Work to do:
Reproduce every line of the material below, but drop the pictures.
◇ ◇ ◇
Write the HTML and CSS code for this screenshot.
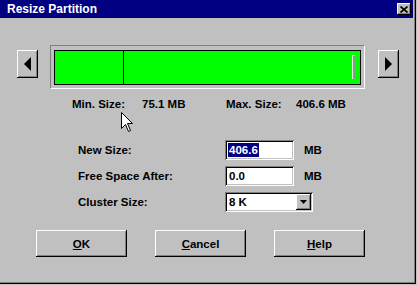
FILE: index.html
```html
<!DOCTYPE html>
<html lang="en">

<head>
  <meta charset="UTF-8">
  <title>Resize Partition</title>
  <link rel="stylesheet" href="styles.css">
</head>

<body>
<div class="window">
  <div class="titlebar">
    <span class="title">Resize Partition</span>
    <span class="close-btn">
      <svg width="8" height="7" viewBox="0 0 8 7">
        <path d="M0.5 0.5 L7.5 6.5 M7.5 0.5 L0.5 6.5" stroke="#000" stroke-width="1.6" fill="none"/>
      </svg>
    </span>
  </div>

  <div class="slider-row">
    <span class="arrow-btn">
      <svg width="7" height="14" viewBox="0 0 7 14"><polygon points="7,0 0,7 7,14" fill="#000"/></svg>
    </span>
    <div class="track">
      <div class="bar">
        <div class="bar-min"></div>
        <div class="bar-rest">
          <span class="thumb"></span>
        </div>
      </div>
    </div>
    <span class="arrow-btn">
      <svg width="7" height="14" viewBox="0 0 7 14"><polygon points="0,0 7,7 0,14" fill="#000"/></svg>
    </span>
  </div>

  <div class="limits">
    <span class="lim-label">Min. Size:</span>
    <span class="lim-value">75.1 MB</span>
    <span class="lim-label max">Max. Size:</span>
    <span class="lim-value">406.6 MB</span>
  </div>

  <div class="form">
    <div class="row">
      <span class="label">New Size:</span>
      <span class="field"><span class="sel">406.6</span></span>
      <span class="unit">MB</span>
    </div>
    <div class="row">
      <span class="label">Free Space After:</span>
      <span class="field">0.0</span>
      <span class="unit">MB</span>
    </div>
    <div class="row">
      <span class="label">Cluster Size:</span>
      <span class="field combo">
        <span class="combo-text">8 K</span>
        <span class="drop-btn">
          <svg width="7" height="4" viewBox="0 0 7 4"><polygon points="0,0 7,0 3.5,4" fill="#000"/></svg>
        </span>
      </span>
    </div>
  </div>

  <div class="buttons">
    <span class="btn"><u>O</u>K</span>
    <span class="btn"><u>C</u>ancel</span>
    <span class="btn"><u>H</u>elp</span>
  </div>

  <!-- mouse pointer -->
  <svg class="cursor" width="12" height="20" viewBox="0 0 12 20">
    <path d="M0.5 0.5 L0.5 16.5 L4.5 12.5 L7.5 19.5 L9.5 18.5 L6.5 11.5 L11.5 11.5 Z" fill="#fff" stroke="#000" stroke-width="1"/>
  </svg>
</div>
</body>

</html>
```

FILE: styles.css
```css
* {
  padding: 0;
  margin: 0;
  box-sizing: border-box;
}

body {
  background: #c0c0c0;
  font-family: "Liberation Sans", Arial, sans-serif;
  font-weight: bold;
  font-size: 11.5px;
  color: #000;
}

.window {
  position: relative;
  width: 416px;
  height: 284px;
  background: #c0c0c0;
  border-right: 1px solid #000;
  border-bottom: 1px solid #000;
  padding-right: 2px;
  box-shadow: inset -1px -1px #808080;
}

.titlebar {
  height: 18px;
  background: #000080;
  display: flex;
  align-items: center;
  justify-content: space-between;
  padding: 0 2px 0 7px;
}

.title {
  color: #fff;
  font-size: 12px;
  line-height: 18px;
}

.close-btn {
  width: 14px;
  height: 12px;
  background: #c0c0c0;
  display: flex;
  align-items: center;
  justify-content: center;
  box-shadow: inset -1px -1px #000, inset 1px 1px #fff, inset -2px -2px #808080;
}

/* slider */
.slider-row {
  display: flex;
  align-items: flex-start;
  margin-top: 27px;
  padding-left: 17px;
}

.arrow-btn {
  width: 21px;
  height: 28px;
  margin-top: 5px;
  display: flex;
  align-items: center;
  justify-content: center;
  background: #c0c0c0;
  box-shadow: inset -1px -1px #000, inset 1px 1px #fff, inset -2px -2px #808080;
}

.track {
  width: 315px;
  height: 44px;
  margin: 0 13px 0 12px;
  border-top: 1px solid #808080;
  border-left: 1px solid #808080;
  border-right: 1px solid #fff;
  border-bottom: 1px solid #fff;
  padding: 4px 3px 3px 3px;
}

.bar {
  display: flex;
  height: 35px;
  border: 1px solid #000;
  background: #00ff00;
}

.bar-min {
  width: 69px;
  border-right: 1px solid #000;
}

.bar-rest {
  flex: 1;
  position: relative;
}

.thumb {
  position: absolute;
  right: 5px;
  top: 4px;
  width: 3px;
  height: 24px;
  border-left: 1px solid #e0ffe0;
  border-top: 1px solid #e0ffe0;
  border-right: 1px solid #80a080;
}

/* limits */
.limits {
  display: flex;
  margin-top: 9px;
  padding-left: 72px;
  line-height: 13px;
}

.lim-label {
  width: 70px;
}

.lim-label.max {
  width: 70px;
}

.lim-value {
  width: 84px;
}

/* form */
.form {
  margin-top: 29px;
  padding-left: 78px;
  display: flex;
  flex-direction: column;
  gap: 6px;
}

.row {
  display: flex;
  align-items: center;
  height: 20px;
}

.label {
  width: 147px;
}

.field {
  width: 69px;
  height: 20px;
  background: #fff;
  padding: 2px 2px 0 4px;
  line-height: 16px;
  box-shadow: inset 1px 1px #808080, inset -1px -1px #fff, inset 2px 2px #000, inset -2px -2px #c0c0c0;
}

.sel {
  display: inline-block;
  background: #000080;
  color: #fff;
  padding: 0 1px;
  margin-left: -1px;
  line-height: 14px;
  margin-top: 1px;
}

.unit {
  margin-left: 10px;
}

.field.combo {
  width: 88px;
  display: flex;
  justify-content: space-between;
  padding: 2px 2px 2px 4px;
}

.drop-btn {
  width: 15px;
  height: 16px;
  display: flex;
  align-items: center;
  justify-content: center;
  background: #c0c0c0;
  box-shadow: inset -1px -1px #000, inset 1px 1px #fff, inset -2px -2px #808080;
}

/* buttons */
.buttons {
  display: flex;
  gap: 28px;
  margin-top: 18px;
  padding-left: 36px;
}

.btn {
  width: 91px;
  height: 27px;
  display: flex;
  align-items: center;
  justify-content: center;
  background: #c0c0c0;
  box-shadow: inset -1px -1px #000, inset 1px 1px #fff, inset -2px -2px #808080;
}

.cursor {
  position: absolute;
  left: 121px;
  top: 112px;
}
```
◇ ◇ ◇
Correct output:
Write the HTML and CSS code for this screenshot.
FILE: index.html
```html
<!DOCTYPE html>
<html lang="en">

<head>
  <meta charset="UTF-8">
  <title>Resize Partition</title>
  <link rel="stylesheet" href="styles.css">
</head>

<body>
<div class="window">
  <div class="titlebar">
    <span class="title">Resize Partition</span>
    <span class="close-btn">
      <svg width="8" height="7" viewBox="0 0 8 7">
        <path d="M0.5 0.5 L7.5 6.5 M7.5 0.5 L0.5 6.5" stroke="#000" stroke-width="1.6" fill="none"/>
      </svg>
    </span>
  </div>

  <div class="slider-row">
    <span class="arrow-btn">
      <svg width="7" height="14" viewBox="0 0 7 14"><polygon points="7,0 0,7 7,14" fill="#000"/></svg>
    </span>
    <div class="track">
      <div class="bar">
        <div class="bar-min"></div>
        <div class="bar-rest">
          <span class="thumb"></span>
        </div>
      </div>
    </div>
    <span class="arrow-btn">
      <svg width="7" height="14" viewBox="0 0 7 14"><polygon points="0,0 7,7 0,14" fill="#000"/></svg>
    </span>
  </div>

  <div class="limits">
    <span class="lim-label">Min. Size:</span>
    <span class="lim-value">75.1 MB</span>
    <span class="lim-label max">Max. Size:</span>
    <span class="lim-value">406.6 MB</span>
  </div>

  <div class="form">
    <div class="row">
      <span class="label">New Size:</span>
      <span class="field"><span class="sel">406.6</span></span>
      <span class="unit">MB</span>
    </div>
    <div class="row">
      <span class="label">Free Space After:</span>
      <span class="field">0.0</span>
      <span class="unit">MB</span>
    </div>
    <div class="row">
      <span class="label">Cluster Size:</span>
      <span class="field combo">
        <span class="combo-text">8 K</span>
        <span class="drop-btn">
          <svg width="7" height="4" viewBox="0 0 7 4"><polygon points="0,0 7,0 3.5,4" fill="#000"/></svg>
        </span>
      </span>
    </div>
  </div>

  <div class="buttons">
    <span class="btn"><u>O</u>K</span>
    <span class="btn"><u>C</u>ancel</span>
    <span class="btn"><u>H</u>elp</span>
  </div>

  <!-- mouse pointer -->
  <svg class="cursor" width="12" height="20" viewBox="0 0 12 20">
    <path d="M0.5 0.5 L0.5 16.5 L4.5 12.5 L7.5 19.5 L9.5 18.5 L6.5 11.5 L11.5 11.5 Z" fill="#fff" stroke="#000" stroke-width="1"/>
  </svg>
</div>
</body>

</html>
```

FILE: styles.css
```css
* {
  padding: 0;
  margin: 0;
  box-sizing: border-box;
}

body {
  background: #c0c0c0;
  font-family: "Liberation Sans", Arial, sans-serif;
  font-weight: bold;
  font-size: 11.5px;
  color: #000;
}

.window {
  position: relative;
  width: 416px;
  height: 284px;
  background: #c0c0c0;
  border-right: 1px solid #000;
  border-bottom: 1px solid #000;
  padding-right: 2px;
  box-shadow: inset -1px -1px #808080;
}

.titlebar {
  height: 18px;
  background: #000080;
  display: flex;
  align-items: center;
  justify-content: space-between;
  padding: 0 2px 0 7px;
}

.title {
  color: #fff;
  font-size: 12px;
  line-height: 18px;
}

.close-btn {
  width: 14px;
  height: 12px;
  background: #c0c0c0;
  display: flex;
  align-items: center;
  justify-content: center;
  box-shadow: inset -1px -1px #000, inset 1px 1px #fff, inset -2px -2px #808080;
}

/* slider */
.slider-row {
  display: flex;
  align-items: flex-start;
  margin-top: 27px;
  padding-left: 17px;
}

.arrow-btn {
  width: 21px;
  height: 28px;
  margin-top: 5px;
  display: flex;
  align-items: center;
  justify-content: center;
  background: #c0c0c0;
  box-shadow: inset -1px -1px #000, inset 1px 1px #fff, inset -2px -2px #808080;
}

.track {
  width: 315px;
  height: 44px;
  margin: 0 13px 0 12px;
  border-top: 1px solid #808080;
  border-left: 1px solid #808080;
  border-right: 1px solid #fff;
  border-bottom: 1px solid #fff;
  padding: 4px 3px 3px 3px;
}

.bar {
  display: flex;
  height: 35px;
  border: 1px solid #000;
  background: #00ff00;
}

.bar-min {
  width: 69px;
  border-right: 1px solid #000;
}

.bar-rest {
  flex: 1;
  position: relative;
}

.thumb {
  position: absolute;
  right: 5px;
  top: 4px;
  width: 3px;
  height: 24px;
  border-left: 1px solid #e0ffe0;
  border-top: 1px solid #e0ffe0;
  border-right: 1px solid #80a080;
}

/* limits */
.limits {
  display: flex;
  margin-top: 9px;
  padding-left: 72px;
  line-height: 13px;
}

.lim-label {
  width: 70px;
}

.lim-label.max {
  width: 70px;
}

.lim-value {
  width: 84px;
}

/* form */
.form {
  margin-top: 29px;
  padding-left: 78px;
  display: flex;
  flex-direction: column;
  gap: 6px;
}

.row {
  display: flex;
  align-items: center;
  height: 20px;
}

.label {
  width: 147px;
}

.field {
  width: 69px;
  height: 20px;
  background: #fff;
  padding: 2px 2px 0 4px;
  line-height: 16px;
  box-shadow: inset 1px 1px #808080, inset -1px -1px #fff, inset 2px 2px #000, inset -2px -2px #c0c0c0;
}

.sel {
  display: inline-block;
  background: #000080;
  color: #fff;
  padding: 0 1px;
  margin-left: -1px;
  line-height: 14px;
  margin-top: 1px;
}

.unit {
  margin-left: 10px;
}

.field.combo {
  width: 88px;
  display: flex;
  justify-content: space-between;
  padding: 2px 2px 2px 4px;
}

.drop-btn {
  width: 15px;
  height: 16px;
  display: flex;
  align-items: center;
  justify-content: center;
  background: #c0c0c0;
  box-shadow: inset -1px -1px #000, inset 1px 1px #fff, inset -2px -2px #808080;
}

/* buttons */
.buttons {
  display: flex;
  gap: 28px;
  margin-top: 18px;
  padding-left: 36px;
}

.btn {
  width: 91px;
  height: 27px;
  display: flex;
  align-items: center;
  justify-content: center;
  background: #c0c0c0;
  box-shadow: inset -1px -1px #000, inset 1px 1px #fff, inset -2px -2px #808080;
}

.cursor {
  position: absolute;
  left: 121px;
  top: 112px;
}
```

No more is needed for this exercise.